-- START OF Supplied data --
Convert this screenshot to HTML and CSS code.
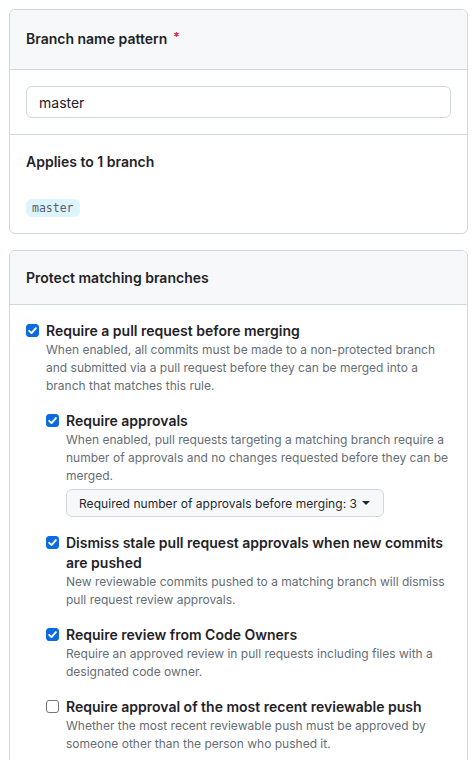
FILE: index.html
```html
<!DOCTYPE html>
<html lang="en">
<head>
<meta charset="utf-8">
<link rel="stylesheet" href="styles.css">
</head>
<body>
<div class="box">
  <div class="box-header tall">Branch name pattern <span class="req">*</span></div>
  <div class="box-row">
    <div class="input">master</div>
  </div>
  <div class="box-row">
    <div class="row-title">Applies to 1 branch</div>
    <div class="tags"><span class="tag">master</span></div>
  </div>
</div>

<div class="box">
  <div class="box-header">Protect matching branches</div>
  <div class="box-body">
    <div class="opt">
      <span class="cb on"><svg viewBox="0 0 13 13" width="13" height="13"><path d="M3.2 6.8l2.3 2.3 4.4-5" fill="none" stroke="#fff" stroke-width="1.9" stroke-linecap="round" stroke-linejoin="round"/></svg></span>
      <div class="opt-text">
        <div class="opt-label">Require a pull request before merging</div>
        <div class="opt-desc">When enabled, all commits must be made to a non-protected branch and submitted via a pull request before they can be merged into a branch that matches this rule.</div>
        <div class="sub">
          <div class="opt">
            <span class="cb on"><svg viewBox="0 0 13 13" width="13" height="13"><path d="M3.2 6.8l2.3 2.3 4.4-5" fill="none" stroke="#fff" stroke-width="1.9" stroke-linecap="round" stroke-linejoin="round"/></svg></span>
            <div class="opt-text">
              <div class="opt-label">Require approvals</div>
              <div class="opt-desc">When enabled, pull requests targeting a matching branch require a number of approvals and no changes requested before they can be merged.</div>
              <div class="btn">Required number of approvals before merging: 3 <span class="caret"></span></div>
            </div>
          </div>
          <div class="opt">
            <span class="cb on"><svg viewBox="0 0 13 13" width="13" height="13"><path d="M3.2 6.8l2.3 2.3 4.4-5" fill="none" stroke="#fff" stroke-width="1.9" stroke-linecap="round" stroke-linejoin="round"/></svg></span>
            <div class="opt-text">
              <div class="opt-label">Dismiss stale pull request approvals when new commits are pushed</div>
              <div class="opt-desc">New reviewable commits pushed to a matching branch will dismiss pull request review approvals.</div>
            </div>
          </div>
          <div class="opt">
            <span class="cb on"><svg viewBox="0 0 13 13" width="13" height="13"><path d="M3.2 6.8l2.3 2.3 4.4-5" fill="none" stroke="#fff" stroke-width="1.9" stroke-linecap="round" stroke-linejoin="round"/></svg></span>
            <div class="opt-text">
              <div class="opt-label">Require review from Code Owners</div>
              <div class="opt-desc">Require an approved review in pull requests including files with a designated code owner.</div>
            </div>
          </div>
          <div class="opt">
            <span class="cb"></span>
            <div class="opt-text">
              <div class="opt-label">Require approval of the most recent reviewable push</div>
              <div class="opt-desc">Whether the most recent reviewable push must be approved by someone other than the person who pushed it.</div>
            </div>
          </div>
        </div>
      </div>
    </div>
  </div>
</div>
</body>
</html>
```
FILE: styles.css
```css
html, body {
  margin: 0;
  background: #ffffff;
}
body {
  padding: 9px 8px 0 9px;
  font-family: Inter, "Liberation Sans", sans-serif;
  font-size: 14px;
  color: #1f2328;
}
.box {
  border: 1px solid #d0d7de;
  border-radius: 6px;
  margin-bottom: 16px;
  overflow: hidden;
}
.box-header {
  background: #f6f8fa;
  border-bottom: 1px solid #d0d7de;
  height: 53px;
  padding: 0 16px;
  display: flex;
  align-items: center;
  font-weight: 600;
  font-size: 14px;
  gap: 6px;
}
.box-header.tall {
  box-sizing: border-box;
  height: 60px;
  padding-bottom: 3px;
}
.req {
  color: #cf222e;
  font-size: 12px;
  position: relative;
  top: -2px;
}
.box-row {
  padding: 16px;
  border-bottom: 1px solid #d0d7de;
}
.box-row:last-child {
  border-bottom: none;
}
.input {
  height: 32px;
  box-sizing: border-box;
  border: 1px solid #d0d7de;
  border-radius: 6px;
  padding: 0 12px;
  display: flex;
  align-items: center;
  font-size: 14px;
}
.row-title {
  font-weight: 600;
  line-height: 21px;
}
.tags {
  margin-top: 27px;
  display: flex;
}
.tag {
  font-family: "DejaVu Sans Mono", "Liberation Mono", monospace;
  font-size: 11.5px;
  line-height: 18px;
  background: #ddf4ff;
  color: #57606a;
  padding: 0 6px;
  border-radius: 6px;
}
.box-body {
  padding: 16px;
}
.opt {
  display: flex;
  align-items: flex-start;
}
.sub .opt {
  margin-top: 16px;
}
.cb {
  flex: none;
  width: 13px;
  height: 13px;
  box-sizing: border-box;
  border-radius: 3px;
  border: 1px solid #767676;
  background: #fff;
  margin-top: 3px;
  margin-right: 7px;
  display: flex;
}
.cb.on {
  background: #0b6bdf;
  border-color: #0b6bdf;
}
.cb.on svg {
  margin: -1px;
}
.opt-text {
  flex: 1;
  min-width: 0;
}
.opt-label {
  font-weight: 600;
  line-height: 20px;
}
.opt-desc {
  font-size: 12px;
  line-height: 18px;
  color: #656d76;
}
.btn {
  margin-top: 4px;
  display: inline-flex;
  align-items: center;
  height: 28px;
  box-sizing: border-box;
  padding: 0 13px 0 12px;
  background: #f6f8fa;
  border: 1px solid #d0d7de;
  border-radius: 6px;
  font-size: 12px;
  letter-spacing: 0.05px;
  color: #24292f;
  gap: 5px;
}
.caret {
  width: 0;
  height: 0;
  border-left: 4px solid transparent;
  border-right: 4px solid transparent;
  border-top: 4px solid #24292f;
}
```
-- END OF Supplied data --
Task =>
Pick each line holding the word "this" out of the listing.

Finished exercise =>
Convert this screenshot to HTML and CSS code.
        <div class="opt-desc">When enabled, all commits must be made to a non-protected branch and submitted via a pull request before they can be merged into a branch that matches this rule.</div>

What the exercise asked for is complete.